→ Exercise goal
Pull every line holding the string "TypeScript" from the records below.

→ Exercise inputs

· · · · · · ·

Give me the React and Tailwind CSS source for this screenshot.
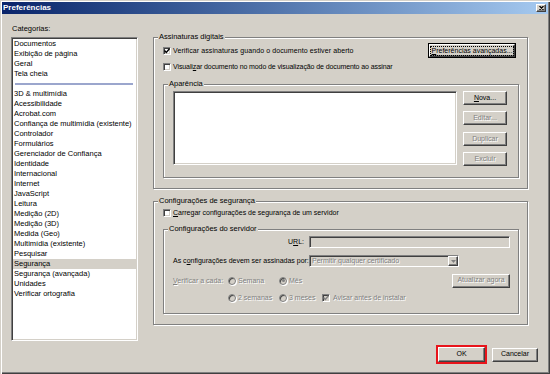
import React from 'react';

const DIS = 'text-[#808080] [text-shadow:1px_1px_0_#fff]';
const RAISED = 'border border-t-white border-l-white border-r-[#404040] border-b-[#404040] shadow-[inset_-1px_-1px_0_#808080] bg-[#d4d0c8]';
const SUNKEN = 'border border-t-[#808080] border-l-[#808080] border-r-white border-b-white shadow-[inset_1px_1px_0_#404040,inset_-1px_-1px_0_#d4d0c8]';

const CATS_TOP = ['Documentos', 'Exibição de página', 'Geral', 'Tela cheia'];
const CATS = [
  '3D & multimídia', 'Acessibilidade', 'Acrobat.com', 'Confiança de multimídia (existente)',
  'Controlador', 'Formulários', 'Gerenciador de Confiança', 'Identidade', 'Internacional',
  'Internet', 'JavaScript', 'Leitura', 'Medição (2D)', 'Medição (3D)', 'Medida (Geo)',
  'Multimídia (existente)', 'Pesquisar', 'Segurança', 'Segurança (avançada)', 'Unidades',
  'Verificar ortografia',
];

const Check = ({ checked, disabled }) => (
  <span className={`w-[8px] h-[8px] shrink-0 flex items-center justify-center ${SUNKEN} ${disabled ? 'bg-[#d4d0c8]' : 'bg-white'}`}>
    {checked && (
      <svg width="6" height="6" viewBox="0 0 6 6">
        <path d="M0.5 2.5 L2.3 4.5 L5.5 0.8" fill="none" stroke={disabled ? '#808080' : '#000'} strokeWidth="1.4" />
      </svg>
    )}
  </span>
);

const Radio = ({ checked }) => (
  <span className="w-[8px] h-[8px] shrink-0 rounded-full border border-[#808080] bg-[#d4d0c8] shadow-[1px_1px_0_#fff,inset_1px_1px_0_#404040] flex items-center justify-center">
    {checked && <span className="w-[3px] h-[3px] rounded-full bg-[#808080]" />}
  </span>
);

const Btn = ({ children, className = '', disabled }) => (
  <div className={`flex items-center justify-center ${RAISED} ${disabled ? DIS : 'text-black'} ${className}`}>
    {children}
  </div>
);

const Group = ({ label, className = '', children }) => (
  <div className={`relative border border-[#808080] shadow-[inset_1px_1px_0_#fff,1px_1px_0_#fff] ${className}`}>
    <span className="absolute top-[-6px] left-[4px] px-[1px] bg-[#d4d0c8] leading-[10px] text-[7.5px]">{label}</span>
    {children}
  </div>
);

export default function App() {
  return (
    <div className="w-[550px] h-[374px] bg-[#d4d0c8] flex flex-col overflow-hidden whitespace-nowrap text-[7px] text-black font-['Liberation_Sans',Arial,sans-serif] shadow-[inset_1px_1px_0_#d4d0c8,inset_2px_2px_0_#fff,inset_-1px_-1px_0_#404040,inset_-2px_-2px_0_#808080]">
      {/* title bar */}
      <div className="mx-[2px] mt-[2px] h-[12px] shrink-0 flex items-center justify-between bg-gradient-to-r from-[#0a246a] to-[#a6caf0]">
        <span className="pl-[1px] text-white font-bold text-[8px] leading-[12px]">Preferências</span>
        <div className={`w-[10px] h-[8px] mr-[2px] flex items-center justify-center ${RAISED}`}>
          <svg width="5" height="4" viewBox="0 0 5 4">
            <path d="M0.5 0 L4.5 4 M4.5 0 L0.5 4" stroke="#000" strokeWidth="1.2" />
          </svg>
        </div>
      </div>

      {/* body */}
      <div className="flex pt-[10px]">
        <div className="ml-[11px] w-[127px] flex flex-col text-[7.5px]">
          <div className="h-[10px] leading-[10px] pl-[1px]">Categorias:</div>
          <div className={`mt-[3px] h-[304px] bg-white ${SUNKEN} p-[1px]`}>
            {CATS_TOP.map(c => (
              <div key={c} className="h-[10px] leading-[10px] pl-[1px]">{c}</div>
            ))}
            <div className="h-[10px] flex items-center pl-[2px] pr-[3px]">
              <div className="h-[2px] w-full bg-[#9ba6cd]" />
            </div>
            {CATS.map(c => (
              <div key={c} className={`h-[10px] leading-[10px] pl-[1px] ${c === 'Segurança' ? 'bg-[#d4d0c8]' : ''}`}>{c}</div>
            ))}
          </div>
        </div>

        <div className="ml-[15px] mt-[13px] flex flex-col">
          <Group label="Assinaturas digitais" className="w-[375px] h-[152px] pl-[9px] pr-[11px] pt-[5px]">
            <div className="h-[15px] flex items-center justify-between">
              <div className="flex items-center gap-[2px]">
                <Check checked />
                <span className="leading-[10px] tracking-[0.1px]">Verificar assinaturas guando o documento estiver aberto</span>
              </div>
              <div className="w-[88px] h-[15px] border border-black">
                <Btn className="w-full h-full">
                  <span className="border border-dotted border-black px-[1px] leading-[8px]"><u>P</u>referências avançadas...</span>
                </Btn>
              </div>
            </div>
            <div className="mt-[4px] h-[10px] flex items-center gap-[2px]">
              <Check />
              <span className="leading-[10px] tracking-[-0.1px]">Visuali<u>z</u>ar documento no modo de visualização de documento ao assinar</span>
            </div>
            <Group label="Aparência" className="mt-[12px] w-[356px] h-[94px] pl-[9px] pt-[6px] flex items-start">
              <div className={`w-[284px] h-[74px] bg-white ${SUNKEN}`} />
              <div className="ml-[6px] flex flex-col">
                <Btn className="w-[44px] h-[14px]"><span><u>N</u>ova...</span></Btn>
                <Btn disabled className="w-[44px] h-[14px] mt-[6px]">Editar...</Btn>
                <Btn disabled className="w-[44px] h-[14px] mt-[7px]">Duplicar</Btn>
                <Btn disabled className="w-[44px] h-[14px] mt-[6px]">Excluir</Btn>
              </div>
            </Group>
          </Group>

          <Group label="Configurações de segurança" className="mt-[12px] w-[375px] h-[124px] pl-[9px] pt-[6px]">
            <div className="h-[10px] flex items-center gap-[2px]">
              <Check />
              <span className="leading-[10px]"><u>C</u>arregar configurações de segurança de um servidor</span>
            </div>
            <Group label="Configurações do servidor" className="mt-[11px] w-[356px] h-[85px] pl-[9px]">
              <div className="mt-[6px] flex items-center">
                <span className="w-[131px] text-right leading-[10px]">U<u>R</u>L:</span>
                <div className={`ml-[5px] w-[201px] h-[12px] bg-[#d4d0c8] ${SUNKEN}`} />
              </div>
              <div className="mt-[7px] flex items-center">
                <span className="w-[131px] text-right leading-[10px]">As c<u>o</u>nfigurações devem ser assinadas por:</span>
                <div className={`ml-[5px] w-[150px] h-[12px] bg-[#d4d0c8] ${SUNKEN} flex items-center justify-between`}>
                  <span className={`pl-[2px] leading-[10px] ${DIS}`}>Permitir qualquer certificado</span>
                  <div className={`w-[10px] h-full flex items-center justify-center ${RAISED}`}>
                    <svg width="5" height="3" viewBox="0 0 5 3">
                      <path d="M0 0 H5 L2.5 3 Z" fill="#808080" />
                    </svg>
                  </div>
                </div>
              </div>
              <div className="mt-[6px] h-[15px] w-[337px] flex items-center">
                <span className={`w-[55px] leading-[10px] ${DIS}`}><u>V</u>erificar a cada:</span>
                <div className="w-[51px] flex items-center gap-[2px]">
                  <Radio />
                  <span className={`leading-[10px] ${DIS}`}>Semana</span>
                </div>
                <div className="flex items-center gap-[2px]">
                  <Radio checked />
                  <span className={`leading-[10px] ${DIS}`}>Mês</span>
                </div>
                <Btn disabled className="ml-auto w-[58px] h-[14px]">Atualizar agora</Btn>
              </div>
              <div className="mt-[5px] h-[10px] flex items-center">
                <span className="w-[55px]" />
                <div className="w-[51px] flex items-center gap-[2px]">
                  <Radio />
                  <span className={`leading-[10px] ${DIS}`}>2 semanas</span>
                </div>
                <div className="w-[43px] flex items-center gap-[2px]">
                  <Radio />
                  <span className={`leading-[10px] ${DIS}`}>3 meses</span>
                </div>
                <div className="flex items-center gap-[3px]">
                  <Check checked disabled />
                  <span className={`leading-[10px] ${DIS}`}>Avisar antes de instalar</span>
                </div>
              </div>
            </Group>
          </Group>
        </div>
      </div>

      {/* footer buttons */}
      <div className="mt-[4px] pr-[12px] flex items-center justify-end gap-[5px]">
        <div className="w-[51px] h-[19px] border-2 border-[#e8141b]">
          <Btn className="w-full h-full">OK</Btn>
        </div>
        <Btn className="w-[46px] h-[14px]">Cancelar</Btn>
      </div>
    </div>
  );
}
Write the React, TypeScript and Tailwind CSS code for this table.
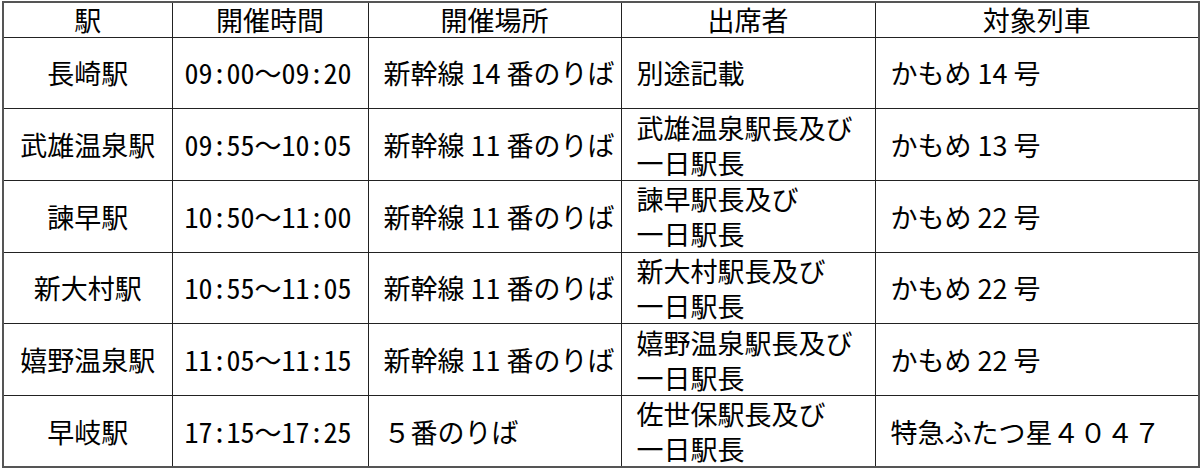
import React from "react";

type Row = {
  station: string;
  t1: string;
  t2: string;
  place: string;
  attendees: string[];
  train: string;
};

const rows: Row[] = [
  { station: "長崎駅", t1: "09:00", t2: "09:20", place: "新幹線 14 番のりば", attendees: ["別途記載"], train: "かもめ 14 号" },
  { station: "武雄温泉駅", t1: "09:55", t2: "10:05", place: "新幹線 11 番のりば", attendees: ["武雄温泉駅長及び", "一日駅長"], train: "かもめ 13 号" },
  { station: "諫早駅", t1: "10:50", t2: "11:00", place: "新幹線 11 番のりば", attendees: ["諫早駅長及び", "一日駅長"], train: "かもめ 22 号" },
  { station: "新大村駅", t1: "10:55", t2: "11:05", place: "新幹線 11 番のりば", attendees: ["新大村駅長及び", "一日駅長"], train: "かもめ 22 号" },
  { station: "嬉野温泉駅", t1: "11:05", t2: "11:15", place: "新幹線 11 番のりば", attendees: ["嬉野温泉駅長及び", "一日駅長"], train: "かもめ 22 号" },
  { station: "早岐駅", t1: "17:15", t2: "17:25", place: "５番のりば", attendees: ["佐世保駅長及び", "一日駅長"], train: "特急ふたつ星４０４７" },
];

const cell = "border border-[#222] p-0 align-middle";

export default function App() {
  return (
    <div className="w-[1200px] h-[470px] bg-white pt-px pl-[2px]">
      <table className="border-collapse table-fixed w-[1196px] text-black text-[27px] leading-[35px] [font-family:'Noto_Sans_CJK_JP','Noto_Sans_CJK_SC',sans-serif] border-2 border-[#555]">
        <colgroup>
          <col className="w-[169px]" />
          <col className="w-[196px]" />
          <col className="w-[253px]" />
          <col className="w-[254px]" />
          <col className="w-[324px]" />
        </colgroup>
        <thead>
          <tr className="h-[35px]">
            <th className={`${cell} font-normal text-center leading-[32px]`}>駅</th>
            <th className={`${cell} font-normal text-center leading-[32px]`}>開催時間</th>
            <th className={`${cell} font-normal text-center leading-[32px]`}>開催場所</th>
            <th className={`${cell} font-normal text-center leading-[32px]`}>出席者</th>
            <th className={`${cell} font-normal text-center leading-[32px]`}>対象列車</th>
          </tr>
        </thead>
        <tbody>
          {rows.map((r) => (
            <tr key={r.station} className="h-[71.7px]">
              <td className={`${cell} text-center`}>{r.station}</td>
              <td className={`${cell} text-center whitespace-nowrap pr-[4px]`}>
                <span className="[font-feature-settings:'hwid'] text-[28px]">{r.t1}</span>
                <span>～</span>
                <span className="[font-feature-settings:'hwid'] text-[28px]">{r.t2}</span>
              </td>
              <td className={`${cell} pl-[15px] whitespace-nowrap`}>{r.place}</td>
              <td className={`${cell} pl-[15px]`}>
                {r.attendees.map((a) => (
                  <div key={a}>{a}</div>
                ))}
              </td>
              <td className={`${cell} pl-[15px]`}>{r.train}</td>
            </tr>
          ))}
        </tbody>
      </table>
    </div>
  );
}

· · · · · · ·

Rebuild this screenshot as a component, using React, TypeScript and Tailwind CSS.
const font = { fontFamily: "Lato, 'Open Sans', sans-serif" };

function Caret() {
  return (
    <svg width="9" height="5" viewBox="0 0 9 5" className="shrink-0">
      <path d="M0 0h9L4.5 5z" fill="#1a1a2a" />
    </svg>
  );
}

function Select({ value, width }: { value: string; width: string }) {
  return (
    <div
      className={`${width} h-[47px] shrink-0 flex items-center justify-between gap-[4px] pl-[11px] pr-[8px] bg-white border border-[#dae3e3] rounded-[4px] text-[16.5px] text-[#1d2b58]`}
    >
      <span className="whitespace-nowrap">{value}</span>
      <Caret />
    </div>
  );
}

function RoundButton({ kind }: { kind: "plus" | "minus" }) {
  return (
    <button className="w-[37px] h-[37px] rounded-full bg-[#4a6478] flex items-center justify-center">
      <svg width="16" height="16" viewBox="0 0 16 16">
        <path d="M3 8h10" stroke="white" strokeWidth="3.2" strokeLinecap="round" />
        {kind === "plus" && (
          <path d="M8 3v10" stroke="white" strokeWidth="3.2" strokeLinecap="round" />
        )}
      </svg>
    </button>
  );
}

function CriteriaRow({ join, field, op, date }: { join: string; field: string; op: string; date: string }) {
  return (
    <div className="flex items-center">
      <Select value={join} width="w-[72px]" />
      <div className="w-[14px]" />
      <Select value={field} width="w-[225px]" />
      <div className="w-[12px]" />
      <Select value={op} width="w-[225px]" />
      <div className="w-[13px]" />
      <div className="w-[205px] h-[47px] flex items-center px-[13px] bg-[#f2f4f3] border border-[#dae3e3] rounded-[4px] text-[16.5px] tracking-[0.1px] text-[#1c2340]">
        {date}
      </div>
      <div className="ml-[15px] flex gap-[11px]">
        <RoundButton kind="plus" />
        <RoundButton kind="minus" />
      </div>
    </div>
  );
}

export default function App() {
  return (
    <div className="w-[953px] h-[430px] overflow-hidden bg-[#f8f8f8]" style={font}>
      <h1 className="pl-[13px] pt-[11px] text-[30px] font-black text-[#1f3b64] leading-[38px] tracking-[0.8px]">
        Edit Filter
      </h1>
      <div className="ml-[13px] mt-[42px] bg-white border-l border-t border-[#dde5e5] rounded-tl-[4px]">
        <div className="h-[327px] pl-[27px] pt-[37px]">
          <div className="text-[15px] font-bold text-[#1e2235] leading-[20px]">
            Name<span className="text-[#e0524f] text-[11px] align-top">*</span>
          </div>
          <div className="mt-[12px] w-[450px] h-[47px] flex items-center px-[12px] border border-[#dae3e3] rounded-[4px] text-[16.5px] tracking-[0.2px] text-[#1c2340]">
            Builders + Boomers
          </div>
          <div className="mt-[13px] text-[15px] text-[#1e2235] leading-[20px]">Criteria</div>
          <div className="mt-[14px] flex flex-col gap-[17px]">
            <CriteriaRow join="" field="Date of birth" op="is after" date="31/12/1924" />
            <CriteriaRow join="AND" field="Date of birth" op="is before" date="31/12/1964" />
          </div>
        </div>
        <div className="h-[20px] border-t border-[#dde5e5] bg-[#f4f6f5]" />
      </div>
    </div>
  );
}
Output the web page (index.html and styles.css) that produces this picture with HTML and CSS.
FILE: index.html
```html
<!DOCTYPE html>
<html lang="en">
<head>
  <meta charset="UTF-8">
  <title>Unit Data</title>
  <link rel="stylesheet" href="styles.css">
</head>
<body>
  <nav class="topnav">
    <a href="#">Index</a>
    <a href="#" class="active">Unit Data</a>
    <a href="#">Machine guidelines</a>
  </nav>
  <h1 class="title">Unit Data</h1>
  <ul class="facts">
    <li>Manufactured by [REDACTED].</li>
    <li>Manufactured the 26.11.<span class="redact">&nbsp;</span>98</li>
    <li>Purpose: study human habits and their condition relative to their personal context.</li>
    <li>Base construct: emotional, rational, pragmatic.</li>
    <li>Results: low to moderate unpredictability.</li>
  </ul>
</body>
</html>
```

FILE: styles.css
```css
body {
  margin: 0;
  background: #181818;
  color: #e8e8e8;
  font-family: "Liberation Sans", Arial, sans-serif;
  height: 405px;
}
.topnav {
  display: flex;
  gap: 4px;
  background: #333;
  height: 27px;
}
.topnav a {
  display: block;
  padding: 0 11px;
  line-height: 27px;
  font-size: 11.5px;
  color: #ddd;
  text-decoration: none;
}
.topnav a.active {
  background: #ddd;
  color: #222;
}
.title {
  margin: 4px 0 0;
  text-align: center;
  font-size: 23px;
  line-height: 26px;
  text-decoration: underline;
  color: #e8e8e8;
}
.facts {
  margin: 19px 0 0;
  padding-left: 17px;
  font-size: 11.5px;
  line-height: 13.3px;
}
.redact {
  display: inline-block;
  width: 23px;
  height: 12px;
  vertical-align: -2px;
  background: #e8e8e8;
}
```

· · · · · · ·

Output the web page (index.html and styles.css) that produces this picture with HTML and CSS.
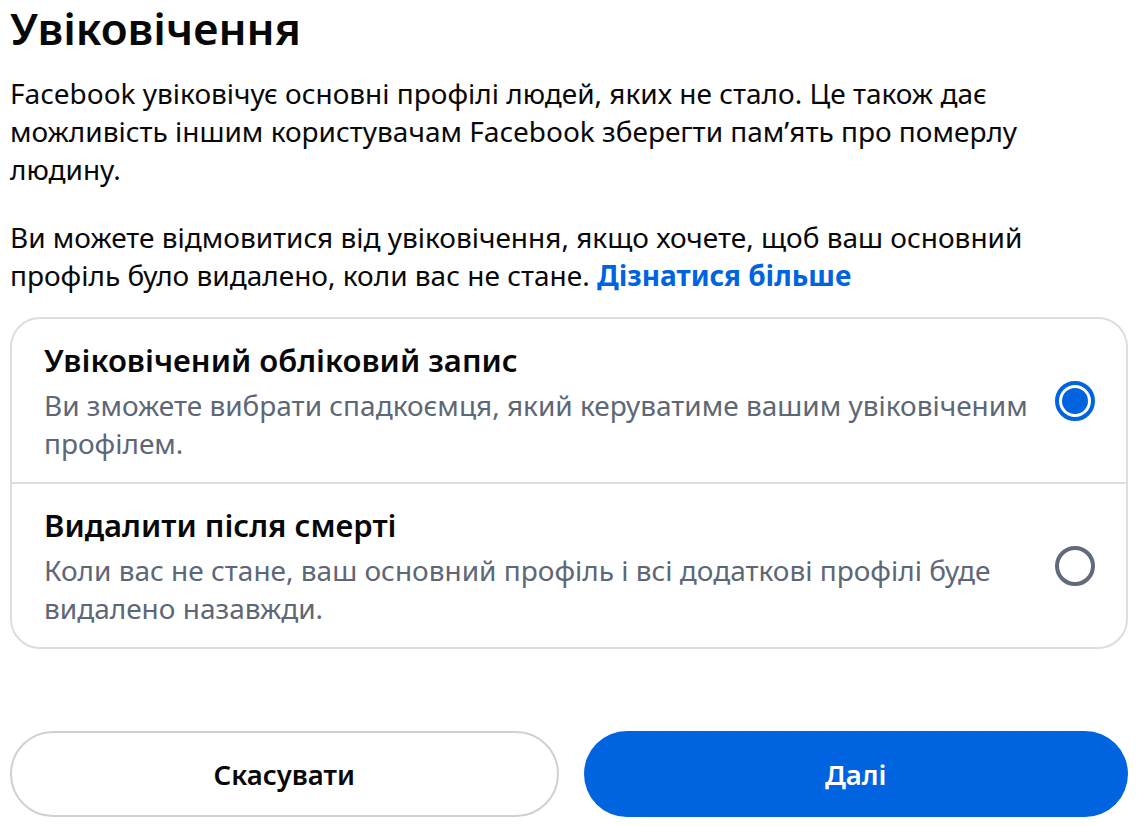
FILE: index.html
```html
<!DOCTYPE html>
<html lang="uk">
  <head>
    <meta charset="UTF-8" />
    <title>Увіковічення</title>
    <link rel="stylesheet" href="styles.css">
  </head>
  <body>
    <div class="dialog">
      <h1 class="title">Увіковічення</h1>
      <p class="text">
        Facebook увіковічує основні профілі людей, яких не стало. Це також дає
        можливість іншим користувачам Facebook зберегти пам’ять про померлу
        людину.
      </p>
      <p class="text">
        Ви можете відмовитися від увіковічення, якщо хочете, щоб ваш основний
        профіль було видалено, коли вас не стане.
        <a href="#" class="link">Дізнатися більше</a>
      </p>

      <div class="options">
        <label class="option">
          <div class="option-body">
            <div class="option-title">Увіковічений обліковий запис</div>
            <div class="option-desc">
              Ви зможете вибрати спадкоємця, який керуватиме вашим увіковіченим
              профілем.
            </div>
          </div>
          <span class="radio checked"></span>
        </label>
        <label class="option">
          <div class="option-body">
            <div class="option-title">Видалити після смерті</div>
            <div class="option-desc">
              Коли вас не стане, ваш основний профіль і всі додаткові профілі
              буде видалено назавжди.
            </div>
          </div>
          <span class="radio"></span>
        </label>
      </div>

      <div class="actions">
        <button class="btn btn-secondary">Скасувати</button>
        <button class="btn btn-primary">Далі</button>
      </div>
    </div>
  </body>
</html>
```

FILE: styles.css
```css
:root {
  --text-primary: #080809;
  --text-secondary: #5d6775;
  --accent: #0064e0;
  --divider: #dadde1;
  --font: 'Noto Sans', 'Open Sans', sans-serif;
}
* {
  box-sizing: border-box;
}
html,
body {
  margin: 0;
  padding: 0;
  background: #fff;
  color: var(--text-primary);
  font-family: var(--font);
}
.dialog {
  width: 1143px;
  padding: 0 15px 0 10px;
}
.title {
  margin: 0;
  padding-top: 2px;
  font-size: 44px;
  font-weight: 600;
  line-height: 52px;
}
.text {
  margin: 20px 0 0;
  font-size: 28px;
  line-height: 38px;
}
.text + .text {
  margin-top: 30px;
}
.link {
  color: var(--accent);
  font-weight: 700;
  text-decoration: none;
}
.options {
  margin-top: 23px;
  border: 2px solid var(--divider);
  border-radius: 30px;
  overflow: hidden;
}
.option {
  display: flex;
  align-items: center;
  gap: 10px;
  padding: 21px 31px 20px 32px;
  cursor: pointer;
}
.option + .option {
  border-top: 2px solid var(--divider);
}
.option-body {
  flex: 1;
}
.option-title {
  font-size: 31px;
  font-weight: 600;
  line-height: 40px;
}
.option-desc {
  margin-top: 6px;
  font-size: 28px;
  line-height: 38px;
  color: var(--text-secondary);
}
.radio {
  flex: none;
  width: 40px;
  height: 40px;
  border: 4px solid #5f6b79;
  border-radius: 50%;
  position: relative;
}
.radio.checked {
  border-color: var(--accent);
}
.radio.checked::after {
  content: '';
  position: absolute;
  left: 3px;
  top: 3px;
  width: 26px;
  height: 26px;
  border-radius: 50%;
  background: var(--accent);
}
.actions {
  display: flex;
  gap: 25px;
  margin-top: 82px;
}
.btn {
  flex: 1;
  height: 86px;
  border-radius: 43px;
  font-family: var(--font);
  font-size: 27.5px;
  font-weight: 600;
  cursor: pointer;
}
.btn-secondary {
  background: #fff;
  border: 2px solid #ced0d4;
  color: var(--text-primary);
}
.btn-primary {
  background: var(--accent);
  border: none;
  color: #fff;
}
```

· · · · · · ·

→ Result for this exercise
Write the React, TypeScript and Tailwind CSS code for this table.
Rebuild this screenshot as a component, using React, TypeScript and Tailwind CSS.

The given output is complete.